The CNN contributor linked to an article recounting reports of an increase in the reporting of hate crimes in some major cities, but it should also be put into context that there has been a general increase in violent crime in the past few years -- possibly as a result of police departments coming under greater scrutiny. And estimates over the past decade suggest that, in general, only about three or four percent of all violent crimes are categorized as hate crimes while only about one percent of property crimes are considered hate crimes.

Additionally, the most recent FBI annual statistics on hate crimes in the U.S. for 2016, released a couple of days ago, finds that, of all hate crimes whose perpetrators could be identified by race, 43.5 percent were committed by racial minorities -- with 32 percent identified as black -- undermining the stereotype that hate crimes are committed by whites against minorities.
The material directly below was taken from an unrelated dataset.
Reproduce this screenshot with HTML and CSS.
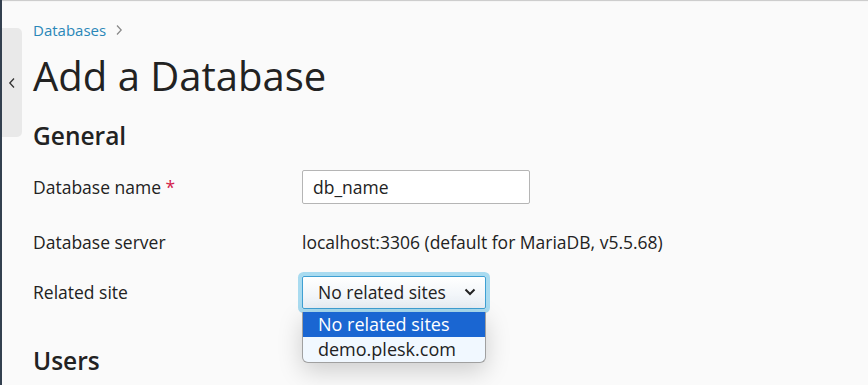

After noting that General Silveria's speech is still worthwhile, she concluded: "Racists may rejoice in the discovery of a hoax. The rest of us can rejoice in seeing the message of tolerance and civility winning the battle of ideas."

Given the history of some on the left to use high-profile individual incidents of alleged hate crimes to try to portray conservatives as inciting or being sympathetic to such behavior against minorities, it is quite understandable that one would be glad to discover when an alleged racially-motivated incident turns out not to have been motivated by racial hostility at all.

It is also noteworthy that, in contrast with the tone of Ghitis's article, a couple of months ago after a white man fabricated a story claiming that a black man had stabbed him in a racially motivated attack, right-leaning publications reported that it was a hoax without fretting that they were losing a talking point by the discovery that it was a bogus story. Breitbart News, the Daily Caller, the Daily Mail, the Daily Wire, The Washington Times and MRCTV (sister publication to NewsBusters) all informed their readers that the incident was a hoax.